**What is being asked**
Keep the pictures out of the copy and print all the entries below exactly.

--- BEGIN Material ---

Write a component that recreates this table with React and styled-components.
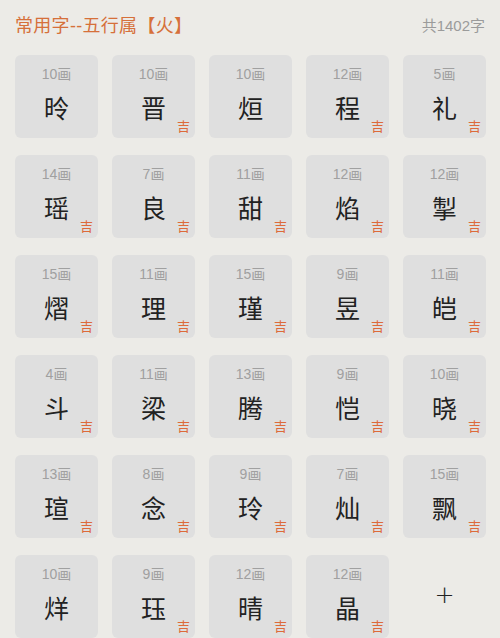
import React from "react";
import styled, { createGlobalStyle } from "styled-components";

const GlobalStyle = createGlobalStyle`
  html, body {
    margin: 0;
    padding: 0;
    background: #ecebe7;
  }
  body {
    font-family: "Liberation Sans", "Noto Sans CJK SC", sans-serif;
  }
`;

const Page = styled.div`
  width: 500px;
  height: 638px;
  overflow: hidden;
  background: #ecebe7;
`;

const Header = styled.div`
  display: flex;
  align-items: center;
  justify-content: space-between;
  height: 48px;
  padding: 0 15px;
  box-sizing: border-box;
`;

const Title = styled.div`
  color: #d6703a;
  font-size: 18px;
  letter-spacing: 0.3px;
`;

const Count = styled.div`
  color: #9b9b9b;
  font-size: 15px;
`;

const Grid = styled.div`
  display: grid;
  grid-template-columns: repeat(5, 83px);
  column-gap: 14px;
  row-gap: 17px;
  padding: 7px 15px 0 15px;
`;

const Card = styled.div`
  position: relative;
  height: 83px;
  border-radius: 6px;
  background: ${(p) => (p.$empty ? "transparent" : "#dfdfdf")};
  display: flex;
  flex-direction: column;
  align-items: center;
`;

const Strokes = styled.div`
  margin-top: 11px;
  font-size: 14px;
  line-height: 16px;
  color: #a0a0a0;
`;

const Char = styled.div`
  margin-top: 12px;
  font-size: 25px;
  line-height: 30px;
  color: #222;
`;

const Lucky = styled.span`
  position: absolute;
  right: 5px;
  bottom: 5px;
  font-size: 13px;
  line-height: 13px;
  color: #dd6a3a;
`;

const Plus = styled.div`
  margin-top: 28px;
  font-size: 24px;
  line-height: 24px;
  font-weight: 300;
  color: #222;
  font-family: "DejaVu Sans", sans-serif;
`;

const chars = [
  ["10画", "昤", false],
  ["10画", "晋", true],
  ["10画", "烜", false],
  ["12画", "程", true],
  ["5画", "礼", true],
  ["14画", "瑶", true],
  ["7画", "良", true],
  ["11画", "甜", true],
  ["12画", "焰", true],
  ["12画", "掣", true],
  ["15画", "熠", true],
  ["11画", "理", true],
  ["15画", "瑾", true],
  ["9画", "昱", true],
  ["11画", "皑", true],
  ["4画", "斗", true],
  ["11画", "梁", true],
  ["13画", "腾", true],
  ["9画", "恺", true],
  ["10画", "晓", true],
  ["13画", "瑄", true],
  ["8画", "念", true],
  ["9画", "玲", true],
  ["7画", "灿", true],
  ["15画", "飘", true],
  ["10画", "烊", false],
  ["9画", "珏", true],
  ["12画", "晴", true],
  ["12画", "晶", true],
];

export default function App() {
  return (
    <Page>
      <GlobalStyle />
      <Header>
        <Title>常用字--五行属【火】</Title>
        <Count>共1402字</Count>
      </Header>
      <Grid>
        {chars.map(([s, c, lucky], i) => (
          <Card key={i}>
            <Strokes>{s}</Strokes>
            <Char>{c}</Char>
            {lucky && <Lucky>吉</Lucky>}
          </Card>
        ))}
        <Card $empty>
          <Plus>+</Plus>
        </Card>
      </Grid>
    </Page>
  );
}
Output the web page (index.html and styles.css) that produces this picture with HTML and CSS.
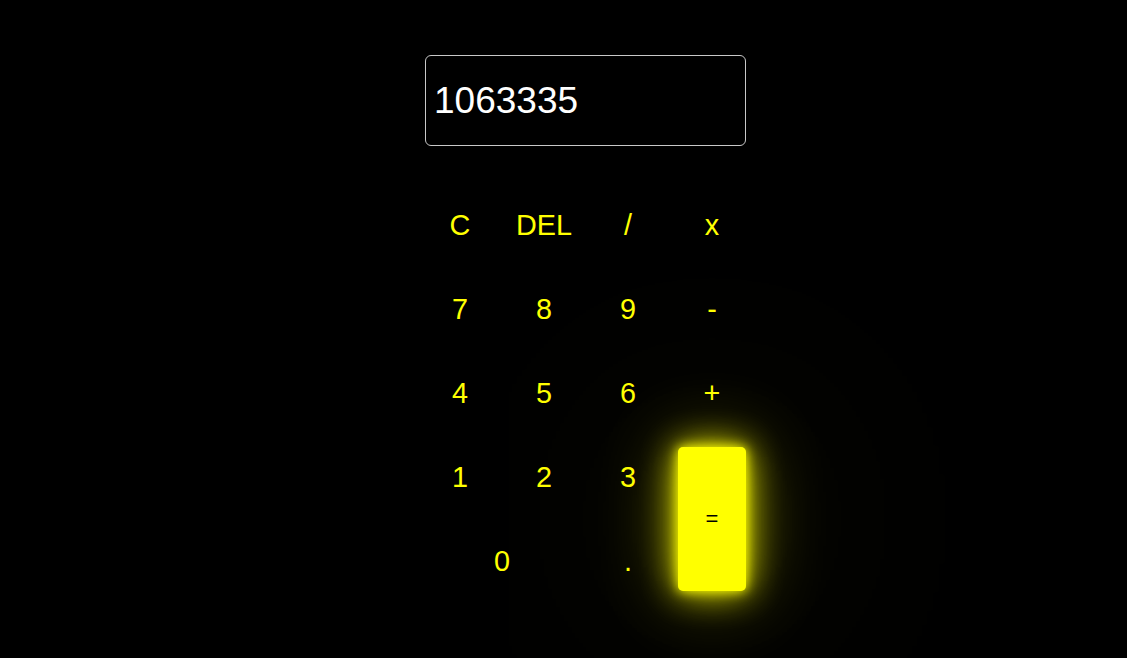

--- END Material ---

**Task response**
Write a component that recreates this table with React and styled-components.
import React from "react";
import styled, { createGlobalStyle } from "styled-components";

const GlobalStyle = createGlobalStyle`
  html, body {
    margin: 0;
    padding: 0;
    background: #ecebe7;
  }
  body {
    font-family: "Liberation Sans", "Noto Sans CJK SC", sans-serif;
  }
`;

const Page = styled.div`
  width: 500px;
  height: 638px;
  overflow: hidden;
  background: #ecebe7;
`;

const Header = styled.div`
  display: flex;
  align-items: center;
  justify-content: space-between;
  height: 48px;
  padding: 0 15px;
  box-sizing: border-box;
`;

const Title = styled.div`
  color: #d6703a;
  font-size: 18px;
  letter-spacing: 0.3px;
`;

const Count = styled.div`
  color: #9b9b9b;
  font-size: 15px;
`;

const Grid = styled.div`
  display: grid;
  grid-template-columns: repeat(5, 83px);
  column-gap: 14px;
  row-gap: 17px;
  padding: 7px 15px 0 15px;
`;

const Card = styled.div`
  position: relative;
  height: 83px;
  border-radius: 6px;
  background: ${(p) => (p.$empty ? "transparent" : "#dfdfdf")};
  display: flex;
  flex-direction: column;
  align-items: center;
`;

const Strokes = styled.div`
  margin-top: 11px;
  font-size: 14px;
  line-height: 16px;
  color: #a0a0a0;
`;

const Char = styled.div`
  margin-top: 12px;
  font-size: 25px;
  line-height: 30px;
  color: #222;
`;

const Lucky = styled.span`
  position: absolute;
  right: 5px;
  bottom: 5px;
  font-size: 13px;
  line-height: 13px;
  color: #dd6a3a;
`;

const Plus = styled.div`
  margin-top: 28px;
  font-size: 24px;
  line-height: 24px;
  font-weight: 300;
  color: #222;
  font-family: "DejaVu Sans", sans-serif;
`;

const chars = [
  ["10画", "昤", false],
  ["10画", "晋", true],
  ["10画", "烜", false],
  ["12画", "程", true],
  ["5画", "礼", true],
  ["14画", "瑶", true],
  ["7画", "良", true],
  ["11画", "甜", true],
  ["12画", "焰", true],
  ["12画", "掣", true],
  ["15画", "熠", true],
  ["11画", "理", true],
  ["15画", "瑾", true],
  ["9画", "昱", true],
  ["11画", "皑", true],
  ["4画", "斗", true],
  ["11画", "梁", true],
  ["13画", "腾", true],
  ["9画", "恺", true],
  ["10画", "晓", true],
  ["13画", "瑄", true],
  ["8画", "念", true],
  ["9画", "玲", true],
  ["7画", "灿", true],
  ["15画", "飘", true],
  ["10画", "烊", false],
  ["9画", "珏", true],
  ["12画", "晴", true],
  ["12画", "晶", true],
];

export default function App() {
  return (
    <Page>
      <GlobalStyle />
      <Header>
        <Title>常用字--五行属【火】</Title>
        <Count>共1402字</Count>
      </Header>
      <Grid>
        {chars.map(([s, c, lucky], i) => (
          <Card key={i}>
            <Strokes>{s}</Strokes>
            <Char>{c}</Char>
            {lucky && <Lucky>吉</Lucky>}
          </Card>
        ))}
        <Card $empty>
          <Plus>+</Plus>
        </Card>
      </Grid>
    </Page>
  );
}
Output the web page (index.html and styles.css) that produces this picture with HTML and CSS.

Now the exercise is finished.